/---

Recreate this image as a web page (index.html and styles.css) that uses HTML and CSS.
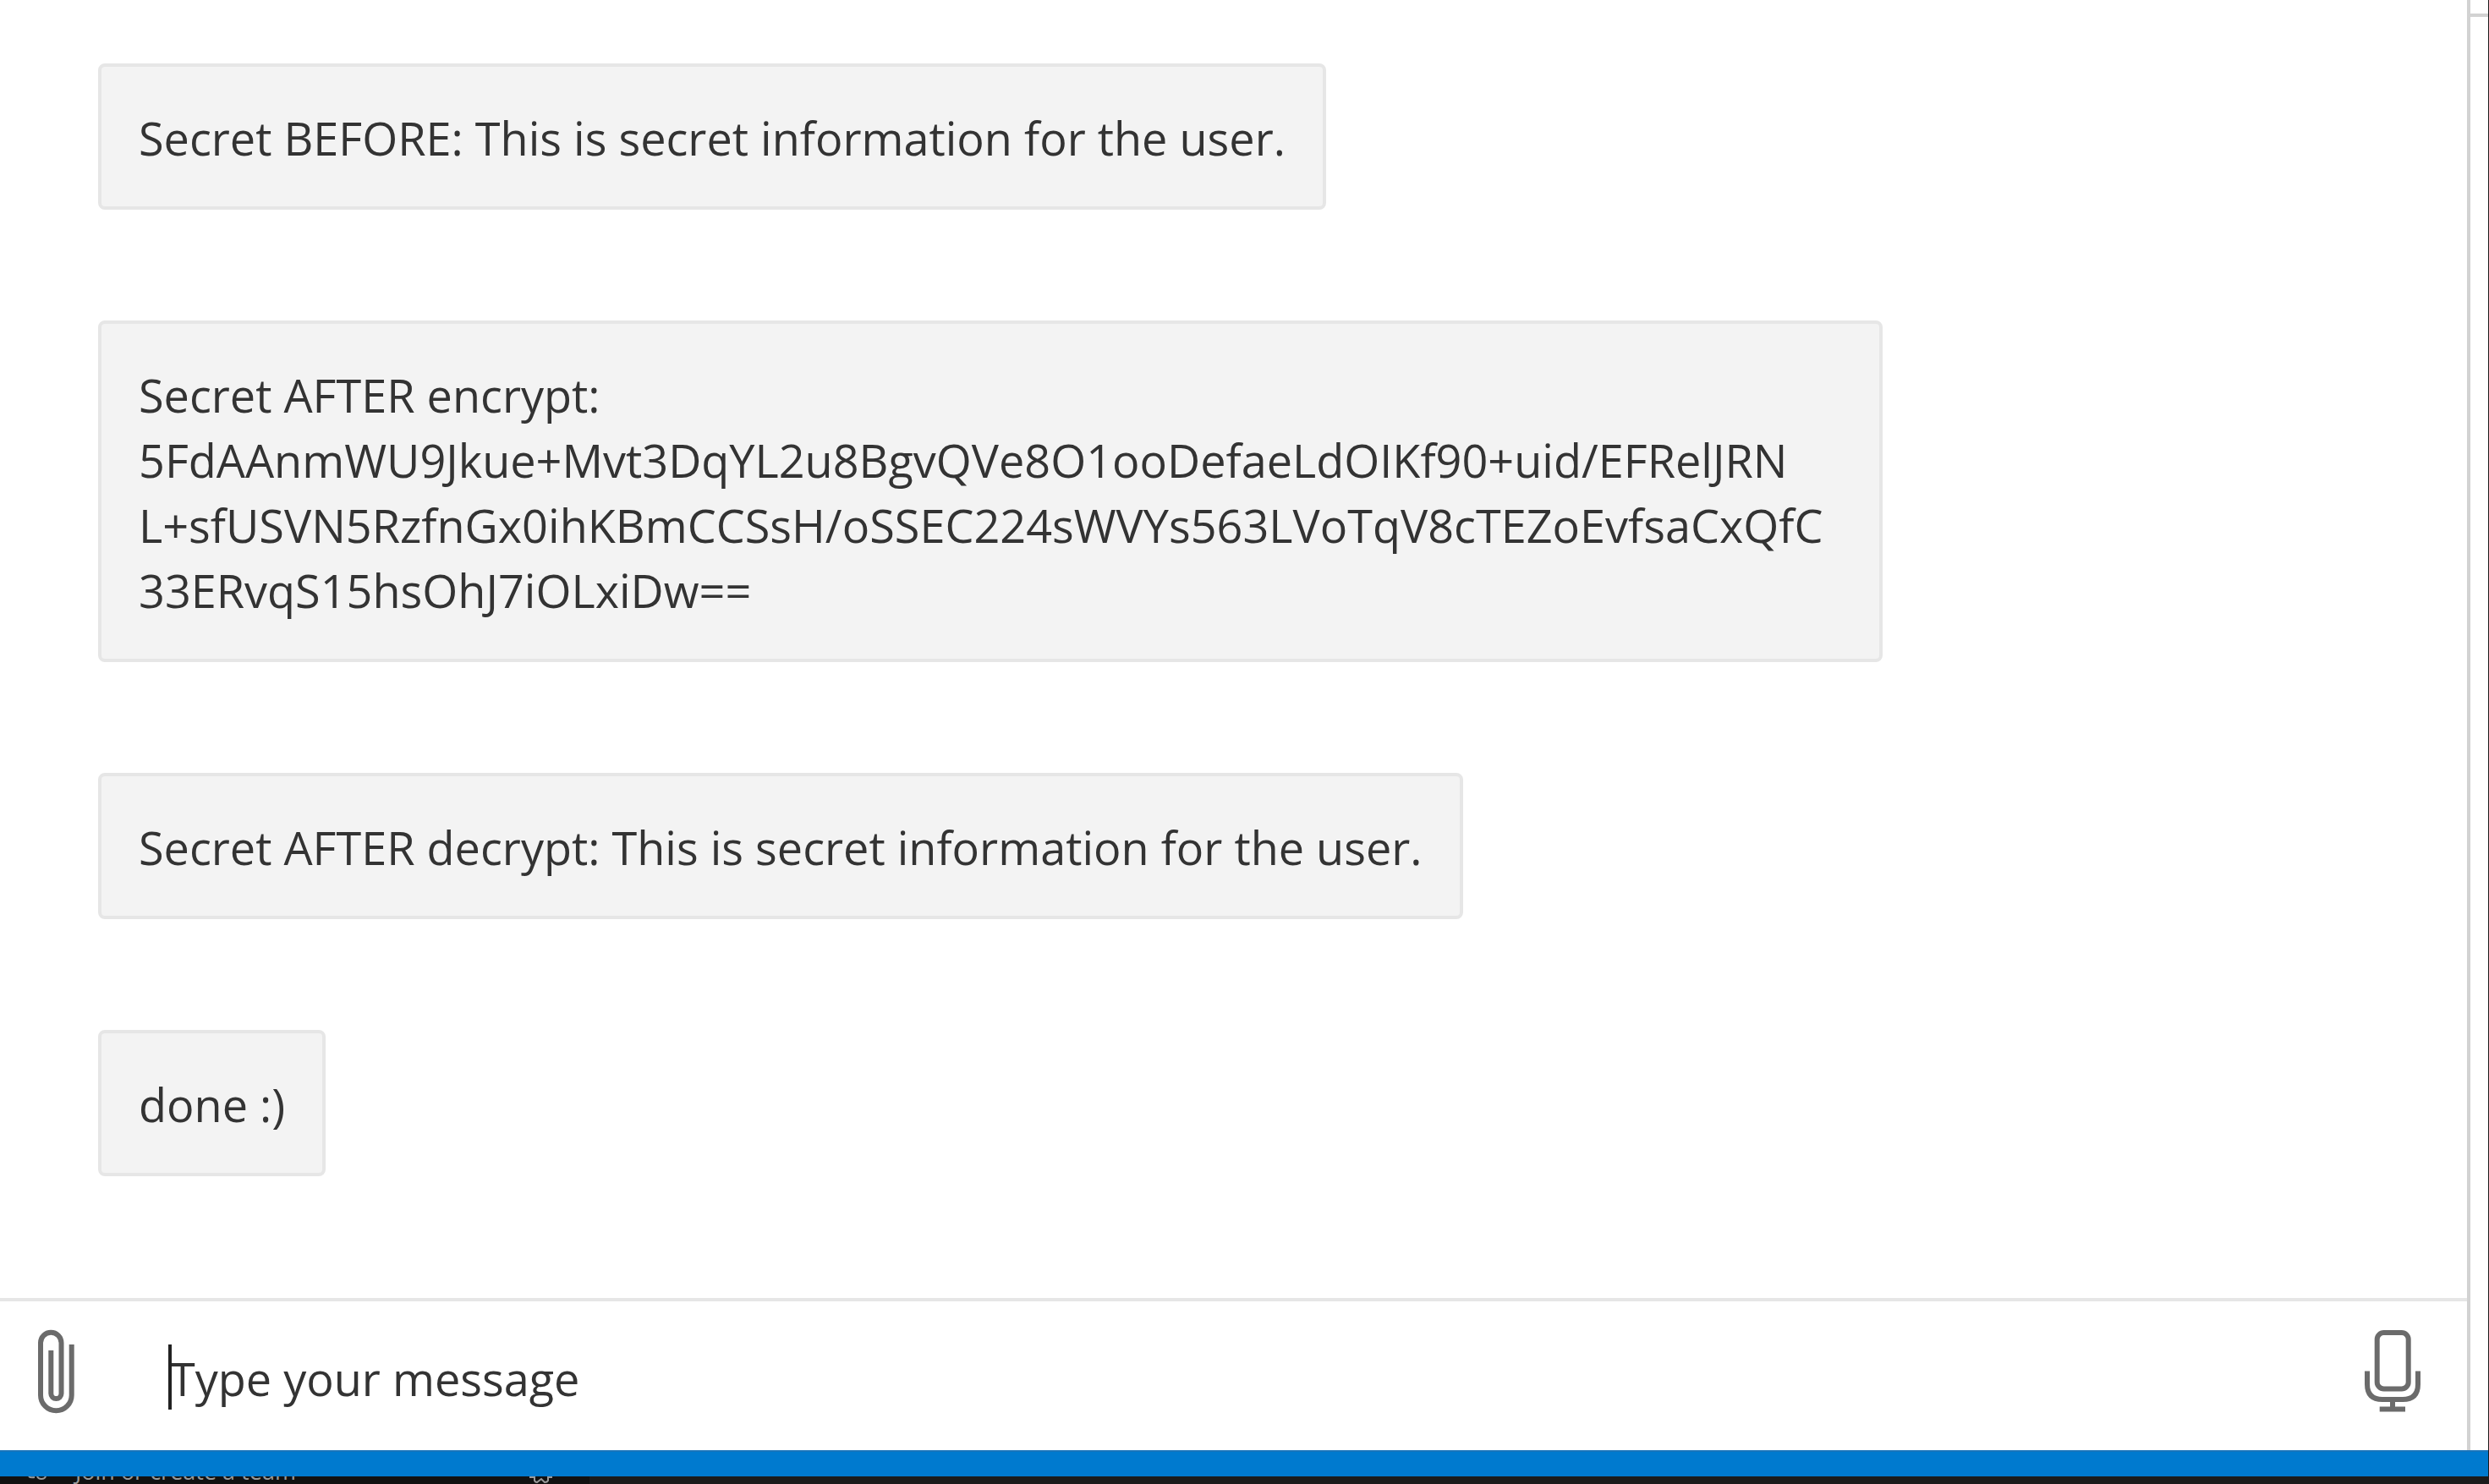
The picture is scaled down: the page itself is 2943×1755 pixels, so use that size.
FILE: index.html
```html
<!DOCTYPE html>
<html lang="en">
<head>
<meta charset="utf-8">
<title>Chat</title>
<link rel="stylesheet" href="styles.css">
</head>
<body>
<div class="app">
  <div class="workspace">
    <main class="chat">
      <section class="messages" aria-label="Messages">
        <p class="bubble">Secret BEFORE: This is secret information for the user.</p>
        <p class="bubble bubble-long">Secret AFTER encrypt:<br>5FdAAnmWU9Jkue+Mvt3DqYL2u8BgvQVe8O1ooDefaeLdOIKf90+uid/EFRelJRN<br>L+sfUSVN5RzfnGx0ihKBmCCSsH/oSSEC224sWVYs563LVoTqV8cTEZoEvfsaCxQfC<br>33ERvqS15hsOhJ7iOLxiDw==</p>
        <p class="bubble">Secret AFTER decrypt: This is secret information for the user.</p>
        <p class="bubble">done :)</p>
      </section>
      <form class="composer">
        <button class="icon-button" type="button" aria-label="Attach file">
          <svg class="icon" width="52" height="104" viewBox="0 0 52 104"><path d="M44.7 19V79A18.3 18.3 0 0 1 8 79V17A12.2 12.2 0 0 1 32.5 17V77A6.1 6.1 0 0 1 20.3 77V26"/></svg>
        </button>
        <div class="field">
          <input class="message-input" type="text" aria-label="Message" placeholder="Type your message">
          <span class="caret"></span>
        </div>
        <button class="icon-button" type="button" aria-label="Speak">
          <svg class="icon" width="76" height="104" viewBox="0 0 76 104"><rect x="19.7" y="5" width="37" height="66.5" rx="8"/><path d="M8 50.5V66Q8 84 26 84H50Q68 84 68 66V50.5M38 84V95M22.7 95.5H53"/></svg>
        </button>
      </form>
    </main>
    <aside class="side"><div class="side-head"></div></aside>
  </div>
  <div class="status"></div>
  <footer class="dock">
    <div class="team">
      <svg class="people" width="24" height="9" viewBox="0 0 24 9"><path d="M1 0Q3 2 8 1"/><path d="M11 0Q12 3 16 3Q20 3 21 0"/></svg>
      <a class="team-link" href="#">Join or create a team</a>
      <svg class="gear" width="28" height="9" viewBox="0 0 28 9"><path d="M0 1H6V5Q7 7 9 7L14 3L18 7Q21 7 22 5V1H27"/></svg>
    </div>
  </footer>
</div>
</body>
</html>
```
FILE: styles.css
```css
* { box-sizing: border-box; }

body {
  margin: 0;
  background: #1b1b1b;
  color: #333;
  font-family: "Open Sans", "Noto Sans", sans-serif;
  font-size: 54px;
  line-height: 77px;
}

.app {
  display: flex;
  flex-direction: column;
  height: 100vh;
}

.workspace {
  display: flex;
  flex: 1;
  min-height: 0;
  margin-right: 1px;
  background: #fff;
}

.chat {
  display: flex;
  flex: 1;
  flex-direction: column;
  min-width: 0;
  border-right: 4px solid #d2d2d2;
}

.messages {
  display: flex;
  flex: 1;
  flex-direction: column;
  align-items: flex-start;
  gap: 131px;
  padding: 75px 116px 0;
}

.bubble {
  margin: 0;
  padding: 46px 44px 42px;
  border: 4px solid #e6e6e6;
  border-radius: 8px;
  background: #f3f3f3;
}

.bubble-long {
  width: 100%;
  max-width: 2110px;
}

.composer {
  display: flex;
  align-items: flex-start;
  height: 180px;
  padding: 32px 50px 0 40px;
  border-top: 4px solid #e6e6e6;
}

.icon-button {
  flex: none;
  padding: 0;
  border: 0;
  background: none;
}

.icon {
  display: block;
  fill: none;
  stroke: #6b6b6b;
  stroke-width: 6;
}

.field {
  position: relative;
  flex: 1;
  margin: 19px 100px 0 107px;
}

.message-input {
  display: block;
  width: 100%;
  height: 80px;
  padding: 0 2px;
  border: 0;
  outline: 0;
  background: none;
  color: #333;
  font: inherit;
}

.message-input::placeholder {
  color: #333;
  opacity: 1;
}

.caret {
  position: absolute;
  top: 0;
  left: 0;
  width: 4px;
  height: 77px;
  background: #222;
}

.side { width: 21px; }

.side-head {
  height: 20px;
  border-bottom: 4px solid #d2d2d2;
}

.status {
  height: 31px;
  margin-right: 1px;
  border-top: 2px solid #1874bb;
  background: #007acf;
}

.dock {
  height: 9px;
  overflow: hidden;
}

.team {
  display: flex;
  align-items: flex-end;
  width: 697px;
  height: 9px;
  padding: 0 43px 0 33px;
  background: #111;
}

.people, .gear {
  flex: none;
  fill: none;
  stroke: #999;
  stroke-width: 2;
}

.team-link {
  flex: 1;
  margin-left: 32px;
  color: #999;
  font-size: 27px;
  line-height: 30px;
  text-decoration: none;
}
```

\---

Leave the pictures out and copy the rest of the data exactly.

Recreate this image as a web page (index.html and styles.css) that uses HTML and CSS.
The picture is scaled down: the page itself is 2943×1755 pixels, so use that size.
FILE: index.html
```html
<!DOCTYPE html>
<html lang="en">
<head>
<meta charset="utf-8">
<title>Chat</title>
<link rel="stylesheet" href="styles.css">
</head>
<body>
<div class="app">
  <div class="workspace">
    <main class="chat">
      <section class="messages" aria-label="Messages">
        <p class="bubble">Secret BEFORE: This is secret information for the user.</p>
        <p class="bubble bubble-long">Secret AFTER encrypt:<br>5FdAAnmWU9Jkue+Mvt3DqYL2u8BgvQVe8O1ooDefaeLdOIKf90+uid/EFRelJRN<br>L+sfUSVN5RzfnGx0ihKBmCCSsH/oSSEC224sWVYs563LVoTqV8cTEZoEvfsaCxQfC<br>33ERvqS15hsOhJ7iOLxiDw==</p>
        <p class="bubble">Secret AFTER decrypt: This is secret information for the user.</p>
        <p class="bubble">done :)</p>
      </section>
      <form class="composer">
        <button class="icon-button" type="button" aria-label="Attach file">
          <svg class="icon" width="52" height="104" viewBox="0 0 52 104"><path d="M44.7 19V79A18.3 18.3 0 0 1 8 79V17A12.2 12.2 0 0 1 32.5 17V77A6.1 6.1 0 0 1 20.3 77V26"/></svg>
        </button>
        <div class="field">
          <input class="message-input" type="text" aria-label="Message" placeholder="Type your message">
          <span class="caret"></span>
        </div>
        <button class="icon-button" type="button" aria-label="Speak">
          <svg class="icon" width="76" height="104" viewBox="0 0 76 104"><rect x="19.7" y="5" width="37" height="66.5" rx="8"/><path d="M8 50.5V66Q8 84 26 84H50Q68 84 68 66V50.5M38 84V95M22.7 95.5H53"/></svg>
        </button>
      </form>
    </main>
    <aside class="side"><div class="side-head"></div></aside>
  </div>
  <div class="status"></div>
  <footer class="dock">
    <div class="team">
      <svg class="people" width="24" height="9" viewBox="0 0 24 9"><path d="M1 0Q3 2 8 1"/><path d="M11 0Q12 3 16 3Q20 3 21 0"/></svg>
      <a class="team-link" href="#">Join or create a team</a>
      <svg class="gear" width="28" height="9" viewBox="0 0 28 9"><path d="M0 1H6V5Q7 7 9 7L14 3L18 7Q21 7 22 5V1H27"/></svg>
    </div>
  </footer>
</div>
</body>
</html>
```
FILE: styles.css
```css
* { box-sizing: border-box; }

body {
  margin: 0;
  background: #1b1b1b;
  color: #333;
  font-family: "Open Sans", "Noto Sans", sans-serif;
  font-size: 54px;
  line-height: 77px;
}

.app {
  display: flex;
  flex-direction: column;
  height: 100vh;
}

.workspace {
  display: flex;
  flex: 1;
  min-height: 0;
  margin-right: 1px;
  background: #fff;
}

.chat {
  display: flex;
  flex: 1;
  flex-direction: column;
  min-width: 0;
  border-right: 4px solid #d2d2d2;
}

.messages {
  display: flex;
  flex: 1;
  flex-direction: column;
  align-items: flex-start;
  gap: 131px;
  padding: 75px 116px 0;
}

.bubble {
  margin: 0;
  padding: 46px 44px 42px;
  border: 4px solid #e6e6e6;
  border-radius: 8px;
  background: #f3f3f3;
}

.bubble-long {
  width: 100%;
  max-width: 2110px;
}

.composer {
  display: flex;
  align-items: flex-start;
  height: 180px;
  padding: 32px 50px 0 40px;
  border-top: 4px solid #e6e6e6;
}

.icon-button {
  flex: none;
  padding: 0;
  border: 0;
  background: none;
}

.icon {
  display: block;
  fill: none;
  stroke: #6b6b6b;
  stroke-width: 6;
}

.field {
  position: relative;
  flex: 1;
  margin: 19px 100px 0 107px;
}

.message-input {
  display: block;
  width: 100%;
  height: 80px;
  padding: 0 2px;
  border: 0;
  outline: 0;
  background: none;
  color: #333;
  font: inherit;
}

.message-input::placeholder {
  color: #333;
  opacity: 1;
}

.caret {
  position: absolute;
  top: 0;
  left: 0;
  width: 4px;
  height: 77px;
  background: #222;
}

.side { width: 21px; }

.side-head {
  height: 20px;
  border-bottom: 4px solid #d2d2d2;
}

.status {
  height: 31px;
  margin-right: 1px;
  border-top: 2px solid #1874bb;
  background: #007acf;
}

.dock {
  height: 9px;
  overflow: hidden;
}

.team {
  display: flex;
  align-items: flex-end;
  width: 697px;
  height: 9px;
  padding: 0 43px 0 33px;
  background: #111;
}

.people, .gear {
  flex: none;
  fill: none;
  stroke: #999;
  stroke-width: 2;
}

.team-link {
  flex: 1;
  margin-left: 32px;
  color: #999;
  font-size: 27px;
  line-height: 30px;
  text-decoration: none;
}
```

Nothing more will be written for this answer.